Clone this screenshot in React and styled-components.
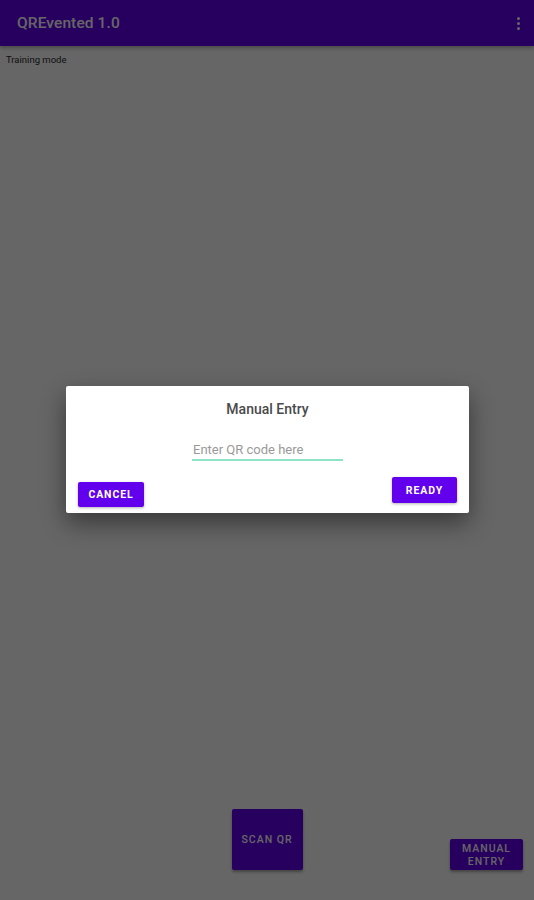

* * *

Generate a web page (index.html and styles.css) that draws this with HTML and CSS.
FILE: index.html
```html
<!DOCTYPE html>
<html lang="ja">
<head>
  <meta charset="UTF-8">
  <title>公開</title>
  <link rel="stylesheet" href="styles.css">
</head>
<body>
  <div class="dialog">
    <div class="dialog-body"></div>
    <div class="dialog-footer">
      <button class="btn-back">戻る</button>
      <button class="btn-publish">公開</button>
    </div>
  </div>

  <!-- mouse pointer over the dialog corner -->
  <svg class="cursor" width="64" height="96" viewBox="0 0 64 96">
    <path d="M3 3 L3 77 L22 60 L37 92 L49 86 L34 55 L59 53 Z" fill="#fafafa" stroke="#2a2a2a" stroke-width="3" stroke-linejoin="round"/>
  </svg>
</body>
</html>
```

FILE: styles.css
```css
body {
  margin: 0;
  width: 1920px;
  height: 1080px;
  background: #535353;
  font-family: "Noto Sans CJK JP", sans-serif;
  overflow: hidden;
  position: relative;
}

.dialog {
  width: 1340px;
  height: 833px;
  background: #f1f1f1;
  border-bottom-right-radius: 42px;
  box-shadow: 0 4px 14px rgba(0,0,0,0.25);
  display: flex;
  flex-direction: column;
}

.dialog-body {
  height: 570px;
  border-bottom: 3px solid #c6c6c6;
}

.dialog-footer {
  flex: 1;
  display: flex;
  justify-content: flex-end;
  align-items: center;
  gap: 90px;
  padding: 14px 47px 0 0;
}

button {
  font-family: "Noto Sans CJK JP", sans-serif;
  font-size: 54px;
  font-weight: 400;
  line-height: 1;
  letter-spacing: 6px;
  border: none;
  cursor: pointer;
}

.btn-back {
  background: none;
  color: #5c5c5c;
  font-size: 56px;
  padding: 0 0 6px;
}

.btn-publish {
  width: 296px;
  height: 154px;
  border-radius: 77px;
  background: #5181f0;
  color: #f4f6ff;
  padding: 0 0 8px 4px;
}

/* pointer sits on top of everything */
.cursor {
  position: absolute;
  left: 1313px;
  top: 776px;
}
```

» **Goal of the exercise**
Copy each line of the records above that carries the word "styles".

» **Solution to this task**
Generate a web page (index.html and styles.css) that draws this with HTML and CSS.
  <link rel="stylesheet" href="styles.css">
FILE: styles.css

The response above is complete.